Lead poisoning is the main consequence of being exposed to lead based paint, especially for children. It is crucial to know the status of your home and to clear all lead paint from your premises. Please allow S.A Barcia Inspections, LLC know if there are any other questions that we may answer for you.

Q. Is breathing in lead bad for you?

Lead poisoning occurs when lead is ingested. Breathing in dust that contains lead can also cause lead poisoning. Lead does not have a smell or taste, and it is not visible to the naked eye.
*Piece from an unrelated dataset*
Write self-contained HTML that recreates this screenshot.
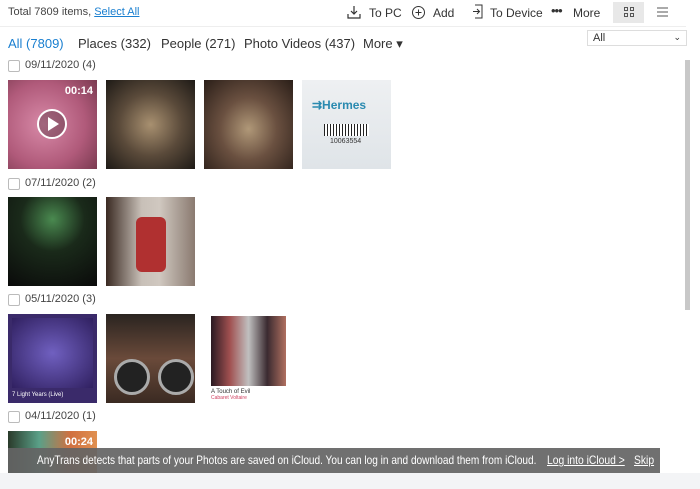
<!DOCTYPE html><html style="overflow:hidden;height:489px"><head><meta charset="utf-8"><style>
body{margin:0;width:700px;height:489px;overflow:hidden;background:#f3f4f6;font-family:"Liberation Sans",sans-serif;position:relative;color:#333}
.main{position:absolute;left:0;top:0;width:700px;height:473px;background:#fff;overflow:hidden}
.t{position:absolute;white-space:nowrap}
.cb{position:absolute;left:8px;width:10px;height:10px;border:1px solid #bbb;border-radius:2px;background:#fff}
.d{position:absolute;left:25px;font-size:11px;color:#444}
.th{position:absolute;width:89px;height:89px;overflow:hidden}
.tb{font-size:12px;color:#333}
</style></head><body><div class="main">
<div class="t" style="left:8px;top:6px;font-size:11px;color:#444">Total 7809 items, <span style="color:#1a7fd0;text-decoration:underline">Select All</span></div>
<svg style="position:absolute;left:346px;top:5px" width="16" height="14"><path d="M2 9v4h12V9M8 1v8M5 6l3 3 3-3" fill="none" stroke="#333" stroke-width="1.2"/></svg>
<div class="t tb" style="left:369px;top:6px">To PC</div>
<svg style="position:absolute;left:411px;top:5px" width="15" height="15"><circle cx="7.5" cy="7.5" r="6" fill="none" stroke="#333"/><path d="M7.5 4.5v6M4.5 7.5h6" stroke="#333"/></svg>
<div class="t tb" style="left:433px;top:6px">Add</div>
<svg style="position:absolute;left:472px;top:4px" width="12" height="15"><path d="M3 1h7v13H3M1 7.5h6M5 5l2.5 2.5L5 10" fill="none" stroke="#333"/></svg>
<div class="t tb" style="left:490px;top:6px">To Device</div>
<div class="t tb" style="left:551px;top:3px;font-size:13px;letter-spacing:-1px">•••</div>
<div class="t tb" style="left:573px;top:6px">More</div>
<div style="position:absolute;left:613px;top:2px;width:31px;height:21px;background:#e8e8e8"></div>
<svg style="position:absolute;left:624px;top:7px" width="10" height="10"><g fill="none" stroke="#555"><rect x="0.5" y="0.5" width="3" height="3"/><rect x="6.5" y="0.5" width="3" height="3"/><rect x="0.5" y="6.5" width="3" height="3"/><rect x="6.5" y="6.5" width="3" height="3"/></g></svg>
<svg style="position:absolute;left:657px;top:7px" width="11" height="10"><path d="M0 1h11M0 5h11M0 9h11" stroke="#555"/></svg>
<div style="position:absolute;left:0;top:26px;width:686px;height:1px;background:#eee"></div>
<div class="t" style="left:8px;top:36px;font-size:13px;color:#1a7fd0">All (7809)</div>
<div class="t" style="left:78px;top:36px;font-size:13px">Places (332)</div>
<div class="t" style="left:161px;top:36px;font-size:13px">People (271)</div>
<div class="t" style="left:244px;top:36px;font-size:13px">Photo Videos (437)</div>
<div class="t" style="left:363px;top:36px;font-size:13px">More ▾</div>
<div style="position:absolute;left:587px;top:30px;width:100px;height:16px;border:1px solid #ddd;font-size:11px;box-sizing:border-box;padding:1px 5px">All<span style="float:right;font-size:9px">⌄</span></div>
<div style="position:absolute;left:685px;top:60px;width:5px;height:250px;background:#c8c8c8"></div>

<div class="cb" style="top:60px"></div><div class="d t" style="top:59px">09/11/2020 (4)</div>
<div class="th" style="left:8px;top:80px;background:radial-gradient(circle at 40% 50%,#d88aa8,#b05a7a 60%,#7a3a50)"><div class="t" style="right:4px;top:5px;color:#fff;font-size:11px;font-weight:bold">00:14</div><svg style="position:absolute;left:28px;top:28px" width="32" height="32"><circle cx="16" cy="16" r="14" fill="rgba(0,0,0,.25)" stroke="#fff" stroke-width="2"/><path d="M12 9l11 7-11 7z" fill="#fff"/></svg></div>
<div class="th" style="left:106px;top:80px;background:radial-gradient(ellipse at 50% 50%,#a89070,#5a4a3a 50%,#1e1a16)"></div>
<div class="th" style="left:204px;top:80px;background:radial-gradient(ellipse at 50% 55%,#b09878,#6a5040 45%,#2a1e18)"></div>
<div class="th" style="left:302px;top:80px;background:linear-gradient(#eef0f2,#dfe4e8)"><div class="t" style="left:10px;top:18px;color:#2a8ab0;font-size:12px;font-weight:bold">⇉Hermes</div><div style="position:absolute;left:22px;top:44px;width:45px;height:12px;background:repeating-linear-gradient(90deg,#222 0 1px,#fff 1px 3px)"></div><div class="t" style="left:28px;top:58px;font-size:7px">10063554</div></div>

<div class="cb" style="top:178px"></div><div class="d t" style="top:177px">07/11/2020 (2)</div>
<div class="th" style="left:8px;top:197px;background:radial-gradient(circle at 50% 25%,#4a8a50,#1a2a1a 40%,#0a0a0a)"></div>
<div class="th" style="left:106px;top:197px;background:linear-gradient(90deg,#3a2a22,#c8c0b8 40%,#d0c8c0 60%,#8a7a70)"><div style="position:absolute;left:30px;top:20px;width:30px;height:55px;background:#b03030;border-radius:6px"></div></div>

<div class="cb" style="top:294px"></div><div class="d t" style="top:293px">05/11/2020 (3)</div>
<div class="th" style="left:8px;top:314px;background:#3a2a6a"><div style="position:absolute;left:4px;top:4px;width:81px;height:70px;background:radial-gradient(#7060c0,#302060)"></div><div class="t" style="left:4px;top:78px;color:#fff;font-size:6px">7 Light Years (Live)</div></div>
<div class="th" style="left:106px;top:314px;background:linear-gradient(#2a2420,#6a4a3a 50%,#3a2a22)"><div style="position:absolute;left:8px;top:45px;width:30px;height:30px;border-radius:50%;background:#222;border:3px solid #aaa"></div><div style="position:absolute;left:52px;top:45px;width:30px;height:30px;border-radius:50%;background:#222;border:3px solid #aaa"></div></div>
<div class="th" style="left:204px;top:314px;background:#fff"><div style="position:absolute;left:7px;top:2px;width:75px;height:70px;background:linear-gradient(90deg,#2a1a22,#a05050,#c0c0c0,#3a2a30,#b07060)"></div><div class="t" style="left:7px;top:75px;font-size:6px">A Touch of Evil</div><div class="t" style="left:7px;top:81px;font-size:5px;color:#d04060">Cabaret Voltaire</div></div>

<div class="cb" style="top:411px"></div><div class="d t" style="top:410px">04/11/2020 (1)</div>
<div style="position:absolute;left:8px;top:431px;width:89px;height:42px;overflow:hidden;background:linear-gradient(90deg,#2a3a2a,#5aa088 35%,#d07040 70%,#e09050)"><div class="t" style="right:4px;top:5px;color:#fff;font-size:11px;font-weight:bold">00:24</div></div>
<div style="position:absolute;left:8px;top:448px;width:652px;height:25px;overflow:hidden;background:rgba(100,100,100,.92);color:#fff;font-size:12px;line-height:25px">
<span class="t" style="left:29px;top:0;transform:scaleX(0.84);transform-origin:0 50%">AnyTrans detects that parts of your Photos are saved on iCloud. You can log in and download them from iCloud.</span>
<span class="t" style="left:539px;top:0;text-decoration:underline;transform:scaleX(0.86);transform-origin:0 50%">Log into iCloud &gt;</span>
<span class="t" style="left:626px;top:0;text-decoration:underline;transform:scaleX(0.86);transform-origin:0 50%">Skip</span></div>
</div></body></html>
In the United States, lead used to be common in house paint and gasoline.

Q. Enviornmental: What are sources of lead exposure?
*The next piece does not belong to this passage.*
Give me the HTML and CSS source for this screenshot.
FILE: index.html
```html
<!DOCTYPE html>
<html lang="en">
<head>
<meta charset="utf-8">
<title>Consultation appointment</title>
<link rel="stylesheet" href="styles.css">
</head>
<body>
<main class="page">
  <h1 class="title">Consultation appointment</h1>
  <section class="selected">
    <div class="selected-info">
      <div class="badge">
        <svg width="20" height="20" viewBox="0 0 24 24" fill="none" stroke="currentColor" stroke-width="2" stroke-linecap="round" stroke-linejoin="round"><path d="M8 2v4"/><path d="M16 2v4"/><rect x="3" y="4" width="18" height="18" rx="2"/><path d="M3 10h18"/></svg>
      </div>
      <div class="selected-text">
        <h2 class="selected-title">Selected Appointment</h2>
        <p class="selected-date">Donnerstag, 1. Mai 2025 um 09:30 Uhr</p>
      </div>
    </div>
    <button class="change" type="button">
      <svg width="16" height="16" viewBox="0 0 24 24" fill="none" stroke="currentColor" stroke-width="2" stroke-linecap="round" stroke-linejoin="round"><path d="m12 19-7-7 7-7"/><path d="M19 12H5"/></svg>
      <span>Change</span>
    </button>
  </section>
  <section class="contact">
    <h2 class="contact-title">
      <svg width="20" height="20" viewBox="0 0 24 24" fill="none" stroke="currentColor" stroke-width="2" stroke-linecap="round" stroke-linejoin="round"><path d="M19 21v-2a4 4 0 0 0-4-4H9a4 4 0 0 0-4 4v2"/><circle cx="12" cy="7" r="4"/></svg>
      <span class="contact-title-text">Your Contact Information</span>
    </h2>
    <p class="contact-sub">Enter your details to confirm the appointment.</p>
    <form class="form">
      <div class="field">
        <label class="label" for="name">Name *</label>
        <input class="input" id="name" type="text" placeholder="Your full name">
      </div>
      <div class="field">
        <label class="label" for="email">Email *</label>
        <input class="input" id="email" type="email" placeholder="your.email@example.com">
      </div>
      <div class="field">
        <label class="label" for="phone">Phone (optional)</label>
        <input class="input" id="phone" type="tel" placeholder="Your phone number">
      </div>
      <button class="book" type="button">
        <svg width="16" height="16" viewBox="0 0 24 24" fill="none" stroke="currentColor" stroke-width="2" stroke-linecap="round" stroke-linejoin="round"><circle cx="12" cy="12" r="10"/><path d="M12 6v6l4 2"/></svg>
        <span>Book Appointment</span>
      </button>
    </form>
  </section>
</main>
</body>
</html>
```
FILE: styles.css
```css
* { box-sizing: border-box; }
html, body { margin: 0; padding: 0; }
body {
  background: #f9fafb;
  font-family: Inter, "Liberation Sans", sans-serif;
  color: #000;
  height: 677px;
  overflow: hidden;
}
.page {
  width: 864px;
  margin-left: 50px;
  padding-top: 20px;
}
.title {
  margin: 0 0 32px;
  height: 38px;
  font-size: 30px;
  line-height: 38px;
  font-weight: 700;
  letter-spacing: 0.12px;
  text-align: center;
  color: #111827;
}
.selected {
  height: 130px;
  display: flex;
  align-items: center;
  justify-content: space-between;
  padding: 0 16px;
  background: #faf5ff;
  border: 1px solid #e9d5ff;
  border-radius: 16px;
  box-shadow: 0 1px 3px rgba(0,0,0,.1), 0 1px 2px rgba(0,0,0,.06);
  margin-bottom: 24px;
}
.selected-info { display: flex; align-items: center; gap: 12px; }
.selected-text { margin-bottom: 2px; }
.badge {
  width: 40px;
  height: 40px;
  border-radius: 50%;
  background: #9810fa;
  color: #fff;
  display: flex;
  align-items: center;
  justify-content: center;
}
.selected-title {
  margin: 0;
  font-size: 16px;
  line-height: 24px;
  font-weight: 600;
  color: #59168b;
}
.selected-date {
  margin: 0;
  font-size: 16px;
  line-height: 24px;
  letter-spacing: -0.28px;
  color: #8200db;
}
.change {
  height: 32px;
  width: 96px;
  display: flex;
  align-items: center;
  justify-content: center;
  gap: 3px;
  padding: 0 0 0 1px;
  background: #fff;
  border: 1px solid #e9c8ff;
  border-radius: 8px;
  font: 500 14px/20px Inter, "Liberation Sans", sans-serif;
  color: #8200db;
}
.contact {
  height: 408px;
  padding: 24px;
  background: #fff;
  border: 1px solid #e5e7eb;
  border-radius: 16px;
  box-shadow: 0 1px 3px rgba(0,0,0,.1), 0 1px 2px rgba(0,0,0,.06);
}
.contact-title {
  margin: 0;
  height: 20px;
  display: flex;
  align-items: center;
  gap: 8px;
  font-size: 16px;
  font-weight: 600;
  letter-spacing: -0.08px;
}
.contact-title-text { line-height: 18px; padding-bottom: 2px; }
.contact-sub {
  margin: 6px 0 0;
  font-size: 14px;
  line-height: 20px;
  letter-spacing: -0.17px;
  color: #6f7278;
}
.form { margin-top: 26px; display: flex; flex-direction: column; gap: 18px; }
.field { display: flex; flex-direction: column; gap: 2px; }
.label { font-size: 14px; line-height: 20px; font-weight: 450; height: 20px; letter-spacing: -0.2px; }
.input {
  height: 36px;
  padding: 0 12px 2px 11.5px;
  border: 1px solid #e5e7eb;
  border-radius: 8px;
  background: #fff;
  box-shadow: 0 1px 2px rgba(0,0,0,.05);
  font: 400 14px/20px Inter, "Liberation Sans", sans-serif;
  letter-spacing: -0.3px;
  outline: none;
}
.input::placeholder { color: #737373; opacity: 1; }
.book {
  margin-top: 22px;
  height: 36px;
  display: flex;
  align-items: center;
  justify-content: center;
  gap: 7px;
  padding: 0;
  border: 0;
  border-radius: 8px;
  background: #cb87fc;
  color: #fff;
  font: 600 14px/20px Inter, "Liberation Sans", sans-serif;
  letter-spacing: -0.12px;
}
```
Paint: Lead was used in house paint until it was banned in 1978. Dust and paint chips can be generated whenever it deteriorates or is scraped or sanded.

Soil: Lead was widely used in gasoline until 1974, when a gradual regulated phase out began. Lead can be found in high concentrations in the soil surrounding high traffic routes as a result of leaded gasoline fallout. Lead can also be found in the soil surrounding buildings or structures painted with lead-base paint.

Water: Drinking water may contain lead due to the use of lead pipes or lead solder. The use of lead pipes and solder (for potable water supplies) was banned in 1987.

Q. What is considered to be an unacceptable level of lead in paint?

Lead-based paint is defined by the US Environmental Protection Agency (EPA) as any paint that contains more than 0.5 percent lead by weight (or about 1 milligram per square centimeter of painted surface). This is the "action level" at which the EPA recommends removal of lead paint is it is deteriorating and chipping.

Q. Why is lead dangerous?

The effects of lead-poisoning on children can be devastating. Irreversible learning disabilities as well as lowered intelligence are the usual result. Lead poisoning occurs when lead has been introduced into the bloodstream by ingestion and inhalation of lead dust or fumes. Our bodies cannot distinguish lead from other minerals, like iron and calcium, which our bodies actually need, and sends it directly to vital organs. Lead is then deposited in these organs as well as our brain and bone marrow. Women of childbearing age and children under the age of six are considered to be at the highest risk.

Q. Why are pregnant women and children at such a high risk?

Pregnant women are at a high risk for lead poisoning because any lead that they are exposed to transfers directly to the unborn baby. The main reason for this is the way a child's body assimilates lead (mistaking it for a vital nutrient). In addition, children (both unborn and born) have bodies which are still developing, and are at a low body weight. Hence, small children have a high rate of hand/ toy to mouth contact.

Q. Most common ways that lead may enter your child's body.

  • Putting hands or toys with lead dust on them in their mouths.
  • Eating lead paint chips that peel off the wall.
  • Chewing on window sills, door frames or any other lead painted surface.

Q. What are the symptoms for lead poisoning?

  • Loss of appetite
  • Insomnia
  • Irritability
  • Fatigue
  • Headaches
  • Joint and muscle aches
  • Lack of concentration
  • Learning disabilities
  • Hyperactivity
  • Hearing dysfunction
  • Nausea
  • Wrist or foot drop
  • Anorexia
  • Anemia
  • Seizures
  • Colic
  • Convulsions
  • Tremors
  • Moodiness
  • Decreased sex drive
  • Miscarriage

Q. What are the long term effects of lead poisoning?

Lead poisoning can lead to a variety of health problems in kids, including: decreased bone and muscle growth, poor muscle coordination, damage to the nervous system, kidneys, and or hearing.

Q. Can you die from lead poisoning?

Some of the effects are permanent. In severe cases anemia, seizures, coma, or death may occur.

Q. How will I know if there is lead paint in my home?

You will need to have your home tested by a licensed lead inspector. We can thoroughly check you home for the presence of lead paint and provide you with documentation.

Q. How does the lead Inspector conduct the inspection?

Your home will be inspected thoroughly and tested for lead through, XRF analysis, Paint Chip sampling, and  Dust Wipe sampling. Then, we will generate a record of any and all lead hazards on a detailed report.